EXERCISE MATERIALS:
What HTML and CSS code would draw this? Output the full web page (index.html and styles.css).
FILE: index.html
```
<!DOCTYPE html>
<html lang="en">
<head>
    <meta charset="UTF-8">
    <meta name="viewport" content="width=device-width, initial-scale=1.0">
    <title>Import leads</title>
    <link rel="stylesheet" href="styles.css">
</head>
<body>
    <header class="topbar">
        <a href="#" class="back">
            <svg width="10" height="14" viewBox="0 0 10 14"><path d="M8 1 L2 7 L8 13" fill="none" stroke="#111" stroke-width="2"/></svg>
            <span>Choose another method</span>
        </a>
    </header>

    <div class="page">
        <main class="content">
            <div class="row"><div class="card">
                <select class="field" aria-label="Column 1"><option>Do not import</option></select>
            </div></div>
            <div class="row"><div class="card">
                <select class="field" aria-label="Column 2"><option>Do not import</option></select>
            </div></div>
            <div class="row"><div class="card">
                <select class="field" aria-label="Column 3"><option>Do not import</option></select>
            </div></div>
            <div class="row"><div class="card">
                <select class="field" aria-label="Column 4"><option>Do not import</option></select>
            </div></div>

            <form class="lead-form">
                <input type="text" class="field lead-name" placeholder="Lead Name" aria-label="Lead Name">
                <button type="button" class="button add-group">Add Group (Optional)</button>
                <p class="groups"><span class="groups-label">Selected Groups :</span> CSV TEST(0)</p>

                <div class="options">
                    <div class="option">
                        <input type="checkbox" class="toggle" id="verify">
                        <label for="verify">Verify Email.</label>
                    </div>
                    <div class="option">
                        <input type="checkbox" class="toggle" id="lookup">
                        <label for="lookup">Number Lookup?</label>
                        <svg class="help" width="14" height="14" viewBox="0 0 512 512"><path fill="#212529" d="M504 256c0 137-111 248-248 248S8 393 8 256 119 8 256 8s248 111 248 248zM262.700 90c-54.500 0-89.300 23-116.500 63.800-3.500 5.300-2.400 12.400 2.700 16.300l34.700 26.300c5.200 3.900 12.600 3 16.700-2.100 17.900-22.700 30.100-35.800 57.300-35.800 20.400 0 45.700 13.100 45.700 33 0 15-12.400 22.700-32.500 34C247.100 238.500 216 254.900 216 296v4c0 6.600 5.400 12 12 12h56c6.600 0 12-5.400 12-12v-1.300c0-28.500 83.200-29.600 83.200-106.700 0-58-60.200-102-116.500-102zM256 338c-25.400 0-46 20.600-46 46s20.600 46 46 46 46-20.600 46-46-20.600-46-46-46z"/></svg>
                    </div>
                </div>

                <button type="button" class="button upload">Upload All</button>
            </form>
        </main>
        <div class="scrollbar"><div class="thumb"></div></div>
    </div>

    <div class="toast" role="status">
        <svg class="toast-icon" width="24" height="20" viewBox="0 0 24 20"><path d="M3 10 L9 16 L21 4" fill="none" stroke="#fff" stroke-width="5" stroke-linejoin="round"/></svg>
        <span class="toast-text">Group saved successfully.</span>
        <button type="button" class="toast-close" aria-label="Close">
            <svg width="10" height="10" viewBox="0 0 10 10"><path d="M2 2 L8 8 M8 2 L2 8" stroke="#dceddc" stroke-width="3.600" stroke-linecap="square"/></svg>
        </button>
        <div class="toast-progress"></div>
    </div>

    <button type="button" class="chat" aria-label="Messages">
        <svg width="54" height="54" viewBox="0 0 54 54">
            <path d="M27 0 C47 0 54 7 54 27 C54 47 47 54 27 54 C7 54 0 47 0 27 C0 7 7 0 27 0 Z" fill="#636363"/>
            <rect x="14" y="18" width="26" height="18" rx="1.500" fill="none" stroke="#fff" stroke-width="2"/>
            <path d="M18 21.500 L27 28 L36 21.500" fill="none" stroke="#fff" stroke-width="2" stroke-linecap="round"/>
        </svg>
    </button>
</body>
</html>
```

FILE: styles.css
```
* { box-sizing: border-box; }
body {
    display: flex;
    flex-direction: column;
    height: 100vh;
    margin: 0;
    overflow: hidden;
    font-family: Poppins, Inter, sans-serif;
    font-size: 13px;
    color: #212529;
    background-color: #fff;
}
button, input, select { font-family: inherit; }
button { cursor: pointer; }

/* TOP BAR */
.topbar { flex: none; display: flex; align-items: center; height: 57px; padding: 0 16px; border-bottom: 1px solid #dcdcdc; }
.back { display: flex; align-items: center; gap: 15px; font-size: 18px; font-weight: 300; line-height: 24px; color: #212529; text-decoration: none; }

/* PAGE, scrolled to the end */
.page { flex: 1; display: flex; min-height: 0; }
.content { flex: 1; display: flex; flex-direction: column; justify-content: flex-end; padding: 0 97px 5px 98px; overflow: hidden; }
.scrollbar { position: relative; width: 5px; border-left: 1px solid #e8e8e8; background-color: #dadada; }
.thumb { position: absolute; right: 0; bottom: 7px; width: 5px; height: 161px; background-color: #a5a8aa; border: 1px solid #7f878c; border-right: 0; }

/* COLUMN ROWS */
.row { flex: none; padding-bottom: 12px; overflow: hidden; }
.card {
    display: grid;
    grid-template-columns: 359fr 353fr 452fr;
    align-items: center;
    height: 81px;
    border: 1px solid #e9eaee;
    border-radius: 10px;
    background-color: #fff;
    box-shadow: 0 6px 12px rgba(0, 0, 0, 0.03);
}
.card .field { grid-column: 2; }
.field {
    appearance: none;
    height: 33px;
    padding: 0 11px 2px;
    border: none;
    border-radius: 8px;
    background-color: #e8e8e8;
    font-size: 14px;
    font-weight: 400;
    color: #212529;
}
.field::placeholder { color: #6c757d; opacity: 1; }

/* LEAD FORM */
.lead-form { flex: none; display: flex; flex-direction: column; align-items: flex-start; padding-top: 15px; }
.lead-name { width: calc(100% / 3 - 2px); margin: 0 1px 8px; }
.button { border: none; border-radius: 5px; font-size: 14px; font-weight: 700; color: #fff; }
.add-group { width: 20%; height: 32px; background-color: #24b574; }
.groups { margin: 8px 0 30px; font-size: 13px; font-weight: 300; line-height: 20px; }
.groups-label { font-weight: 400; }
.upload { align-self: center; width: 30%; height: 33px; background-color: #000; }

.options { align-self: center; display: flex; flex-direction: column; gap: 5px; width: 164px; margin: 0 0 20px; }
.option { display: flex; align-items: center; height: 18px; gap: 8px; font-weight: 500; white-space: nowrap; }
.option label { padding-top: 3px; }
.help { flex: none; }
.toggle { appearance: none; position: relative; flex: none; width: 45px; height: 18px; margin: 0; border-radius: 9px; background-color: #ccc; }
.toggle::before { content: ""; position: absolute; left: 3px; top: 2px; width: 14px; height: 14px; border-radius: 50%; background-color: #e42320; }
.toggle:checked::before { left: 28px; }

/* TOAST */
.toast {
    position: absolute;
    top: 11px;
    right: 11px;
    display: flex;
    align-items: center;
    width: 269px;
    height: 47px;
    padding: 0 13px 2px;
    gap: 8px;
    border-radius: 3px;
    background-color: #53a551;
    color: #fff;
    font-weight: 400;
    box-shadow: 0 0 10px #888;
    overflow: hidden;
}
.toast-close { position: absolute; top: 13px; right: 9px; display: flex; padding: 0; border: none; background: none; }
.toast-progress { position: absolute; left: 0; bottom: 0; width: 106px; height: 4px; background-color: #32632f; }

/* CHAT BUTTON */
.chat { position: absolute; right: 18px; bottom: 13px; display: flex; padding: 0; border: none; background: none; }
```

...

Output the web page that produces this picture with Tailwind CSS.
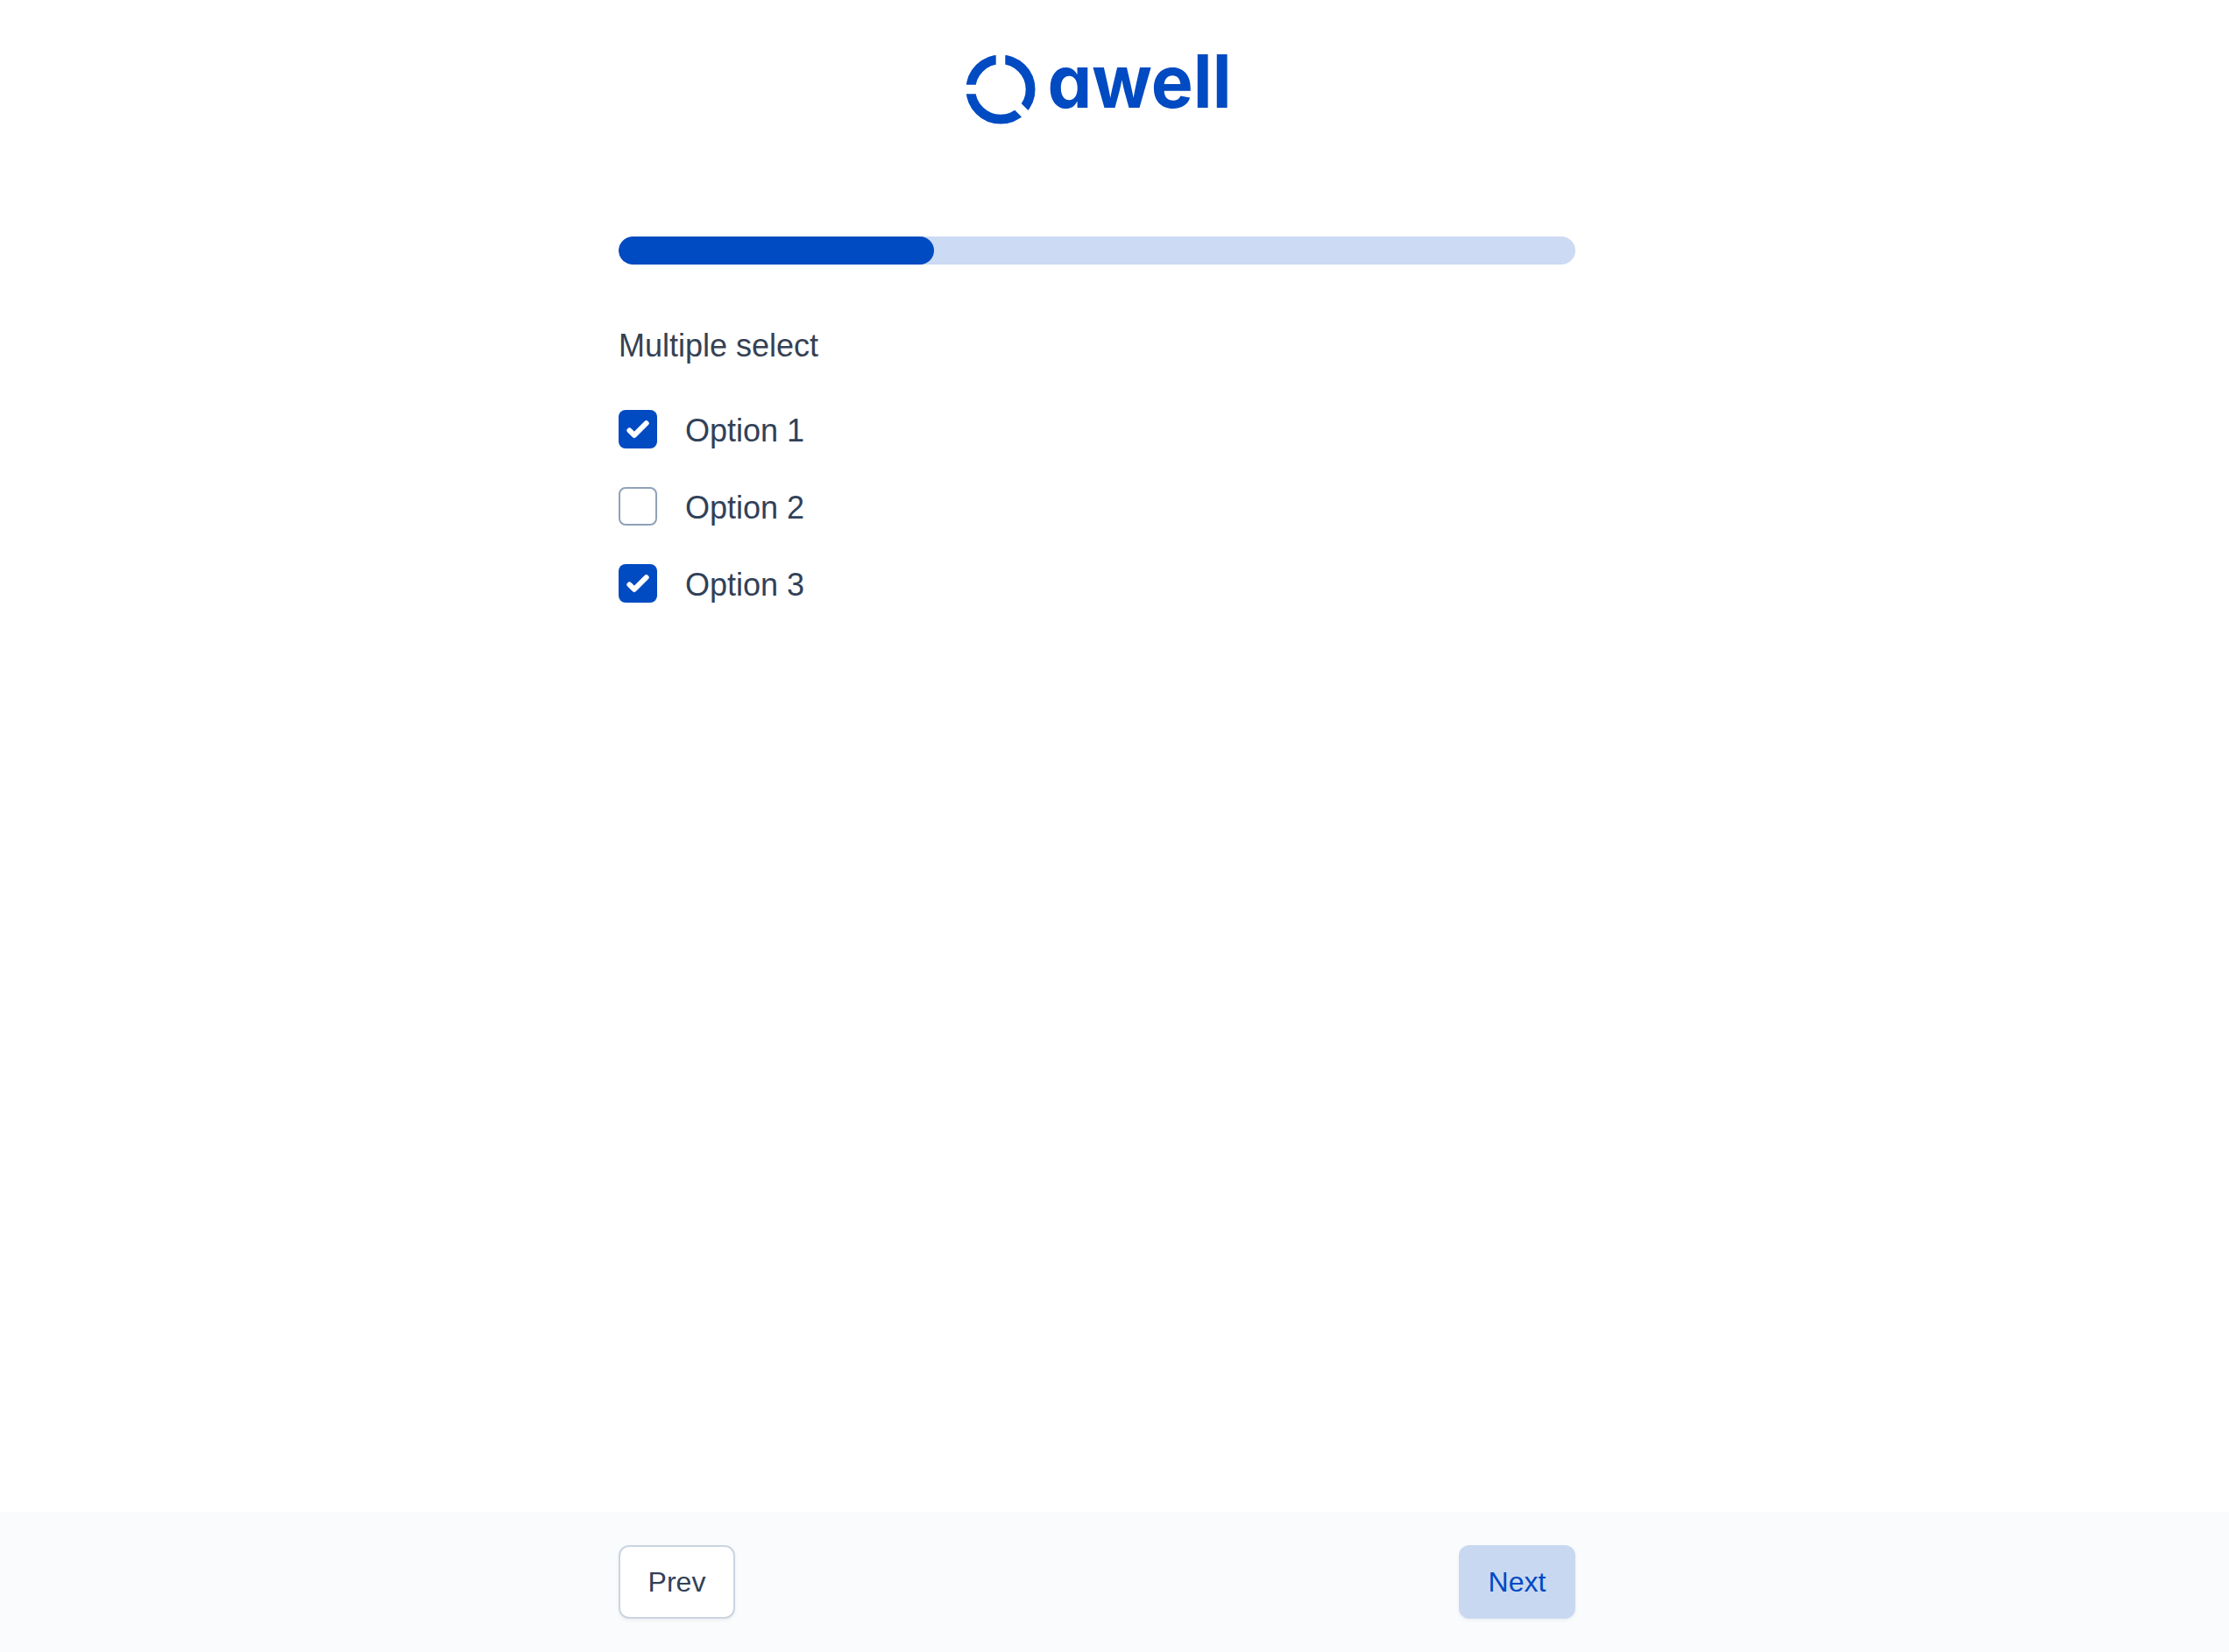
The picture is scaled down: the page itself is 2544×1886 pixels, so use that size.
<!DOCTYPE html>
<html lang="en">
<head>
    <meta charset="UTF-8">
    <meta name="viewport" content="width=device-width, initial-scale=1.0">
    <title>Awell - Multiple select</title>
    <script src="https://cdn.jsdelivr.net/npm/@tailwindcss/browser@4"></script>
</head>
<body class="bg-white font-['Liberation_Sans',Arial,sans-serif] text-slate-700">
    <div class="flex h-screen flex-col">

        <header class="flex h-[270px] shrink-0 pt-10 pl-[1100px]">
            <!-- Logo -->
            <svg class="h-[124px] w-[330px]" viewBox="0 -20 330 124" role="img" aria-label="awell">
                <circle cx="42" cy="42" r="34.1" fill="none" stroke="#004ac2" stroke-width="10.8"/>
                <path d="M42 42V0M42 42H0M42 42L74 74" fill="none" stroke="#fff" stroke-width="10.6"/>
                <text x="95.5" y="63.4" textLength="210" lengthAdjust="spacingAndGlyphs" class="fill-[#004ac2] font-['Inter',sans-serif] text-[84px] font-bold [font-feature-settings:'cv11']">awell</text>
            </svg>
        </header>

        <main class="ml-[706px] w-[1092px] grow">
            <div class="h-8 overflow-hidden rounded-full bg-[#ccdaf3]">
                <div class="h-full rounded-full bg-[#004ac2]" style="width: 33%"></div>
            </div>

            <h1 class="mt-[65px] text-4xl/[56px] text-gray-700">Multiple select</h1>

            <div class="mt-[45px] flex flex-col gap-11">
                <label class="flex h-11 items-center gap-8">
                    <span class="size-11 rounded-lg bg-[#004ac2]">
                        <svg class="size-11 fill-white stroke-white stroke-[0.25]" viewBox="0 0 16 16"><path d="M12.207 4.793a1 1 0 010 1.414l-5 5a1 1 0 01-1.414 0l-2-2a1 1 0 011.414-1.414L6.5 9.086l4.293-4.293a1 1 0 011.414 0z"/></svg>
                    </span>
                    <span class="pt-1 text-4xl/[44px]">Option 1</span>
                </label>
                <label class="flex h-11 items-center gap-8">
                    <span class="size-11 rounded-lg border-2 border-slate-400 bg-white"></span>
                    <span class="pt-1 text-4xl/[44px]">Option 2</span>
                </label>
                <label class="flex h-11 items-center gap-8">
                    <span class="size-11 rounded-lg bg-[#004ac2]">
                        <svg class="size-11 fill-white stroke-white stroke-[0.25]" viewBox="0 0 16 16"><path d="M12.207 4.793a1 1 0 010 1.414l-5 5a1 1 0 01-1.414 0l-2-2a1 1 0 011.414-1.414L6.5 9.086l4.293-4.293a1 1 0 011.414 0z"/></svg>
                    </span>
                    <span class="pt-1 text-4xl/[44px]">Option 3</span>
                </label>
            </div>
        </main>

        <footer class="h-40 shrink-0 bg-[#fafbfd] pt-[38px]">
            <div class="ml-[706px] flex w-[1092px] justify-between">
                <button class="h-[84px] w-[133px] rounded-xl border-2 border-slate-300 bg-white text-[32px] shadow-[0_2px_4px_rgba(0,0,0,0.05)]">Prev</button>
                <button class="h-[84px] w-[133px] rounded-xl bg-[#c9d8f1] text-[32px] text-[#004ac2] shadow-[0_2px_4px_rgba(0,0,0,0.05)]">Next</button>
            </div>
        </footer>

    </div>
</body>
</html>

EXERCISE DESCRIPTION: Search the listing for the string "index". Copy each line where it turns up.

THE RESPONSE:
What HTML and CSS code would draw this? Output the full web page (index.html and styles.css).
FILE: index.html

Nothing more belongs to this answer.